Teenage Unicorn Bust Cake
Whenever she has any amount of down time, she draws.
Or she paints.
Or she makes bracelet charms out of clay.
One day, she got out the box of craft sticks, pastels and shellac and created a coaster that looks like an old, weathered wooden palette. I’ve got it in my living room. It’s seriously cool.
The girl is addicted to creating…my Sofia, my second born.
It relaxes her, and it brings her joy. I can see it happening with my own eyes as I watch her work, completely engulfed by whichever project catches her fancy.
And it makes me so stinking happy, I could burst.
She’s found her “thing”.
And by saying that, I don’t mean to imply that she’s all set. I’m not saying, “There it is- the girl knows what she wants to do with her life!”
I simply mean, she’s found the thing (or one of them anyway, as I think there can absolutely be several) that was put inside of her… given to her as a gift, I believe, to be used as a kind of outlet and source of joy for her life.
Something given to her that she was meant to use, to then give something back out to the world… for the world’s benefit and for her own.
Actually, I’m convinced that every single human being (k, maybe some animals, too) has been given there own “thing” like this,
that when found and used can bring happiness, confidence, courage and strength to our lives while bringing so much good to those around us as well.
But the worry, complication and pain of life has a way of getting in and fogging everything up so that we can barely see two feet in front of us, let alone what’s buried deep down in our hearts.
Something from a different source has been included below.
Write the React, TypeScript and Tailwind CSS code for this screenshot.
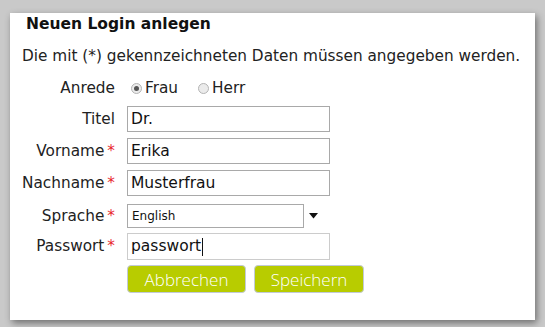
import React from "react";

const font = { fontFamily: '"DejaVu Sans", Verdana, sans-serif' };

function Label({ text, required }: { text: string; required?: boolean }) {
  return (
    <div className="w-[106px] shrink-0 text-right text-[15.3px] text-[#222] pr-[1px]">
      {text}
      {required && <span className="text-[#e8262b] ml-[3px]">*</span>}
    </div>
  );
}

function Radio({ checked, label }: { checked?: boolean; label: string }) {
  return (
    <span className="flex items-center">
      <span className="flex h-[11px] w-[11px] items-center justify-center rounded-full border border-[#b4b4b4] bg-[#ebebeb]">
        {checked && <span className="h-[5px] w-[5px] rounded-full bg-[#555]" />}
      </span>
      <span className="ml-[3px]">{label}</span>
    </span>
  );
}

export default function App() {
  return (
    <div className="h-[327px] w-[545px] bg-[#c9c9c9] p-[10px]" style={font}>
      <div className="h-[307px] w-[525px] bg-white shadow-[2px_3px_7px_rgba(0,0,0,0.45)]">
        <div className="mt-[3px] flex h-[24px] items-center pl-[16px] text-[15.5px] font-bold text-[#111]">
          Neuen Login anlegen
        </div>
        <div className="mt-[7px] h-[24px] pl-[12px] text-[15.3px] leading-[24px] text-[#222]">
          Die mit (*) gekennzeichneten Daten müssen angegeben werden.
        </div>

        <div className="mt-[9px] flex h-[22px] items-center">
          <Label text="Anrede" />
          <div className="ml-[15px] flex items-center gap-[20px] text-[15.3px] text-[#222]">
            <Radio checked label="Frau" />
            <Radio label="Herr" />
          </div>
        </div>

        <div className="mt-[7px] flex items-center">
          <Label text="Titel" />
          <input
            defaultValue="Dr."
            className="ml-[11px] h-[26px] w-[203px] border border-[#a9a9a9] px-[3px] text-[15.5px] text-[#111] outline-none"
          />
        </div>
        <div className="mt-[6px] flex items-center">
          <Label text="Vorname" required />
          <input
            defaultValue="Erika"
            className="ml-[11px] h-[26px] w-[203px] border border-[#a9a9a9] px-[3px] text-[15.5px] text-[#111] outline-none"
          />
        </div>
        <div className="mt-[6px] flex items-center">
          <Label text="Nachname" required />
          <input
            defaultValue="Musterfrau"
            className="ml-[11px] h-[26px] w-[203px] border border-[#a9a9a9] px-[3px] text-[15.5px] text-[#111] outline-none"
          />
        </div>

        <div className="mt-[8px] flex items-center">
          <Label text="Sprache" required />
          <div className="ml-[11px] flex h-[24px] w-[177px] items-center border border-[#a9a9a9] pl-[4px] text-[12px] text-[#111]">
            English
          </div>
          <svg width="9" height="6" viewBox="0 0 9 6" className="ml-[5px]">
            <path d="M0 0h9L4.5 5.5z" fill="#111" />
          </svg>
        </div>

        <div className="mt-[5px] flex items-center">
          <Label text="Passwort" required />
          <div className="ml-[11px] flex h-[27px] w-[203px] items-center border border-[#cccccc] px-[3px] text-[15.5px] text-[#111]">
            passwort
            <span className="ml-[1px] h-[18px] w-[1px] bg-[#111]" />
          </div>
        </div>

        <div
          className="mt-[5px] flex items-center pl-[117px] gap-[8px] text-[17px] font-light text-white"
          style={{ fontFamily: '"Open Sans", sans-serif' }}
        >
          <button className="h-[28px] w-[119px] rounded-[4px] border border-[#c2cad8] bg-[#b8cc00] leading-none">
            Abbrechen
          </button>
          <button className="h-[28px] w-[110px] rounded-[4px] border border-[#c2cad8] bg-[#b8cc00] leading-none">
            Speichern
          </button>
        </div>
      </div>
    </div>
  );
}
And because of that, we can forget about our gift… or totally miss it altogether, never even realizing that it’s there, quietly waiting.
But I can see Sofie’s gift plain as day, and right now so can she, and that’s why I’m happy-bursting.
That she’s already found it.
‘Cause you better believe that if that girl ever gets lost somewhere on this road of life, and the fog gets so thick that she just can’t find her way around,
as long as I still have legs, I’m going to be standing right next to her in the middle of that swirling fog, whispering into her ear the things I know about her gift,
reminding her where it is,
helping her find it again.
And I know that if for some reason neither Thomas nor I are still here to stand next to her, God will either send someone in our place to do the whispering, or He’ll do it Himself.
‘Cause we all got our “thing”-gift from Him, and I know He’s all about the whispering.
And I pray that she’ll always find her way back to it.
Sofie found a drawing of a teenage unicorn online one day, and decided to try her own hand at it. (Sofie’s version, above. We’re not sure of the original artist, unfortunately.)
And then we both decided it might be an awfully fun cake to create for her birthday.
Happy 13th birthday to my very own teenage unicorn.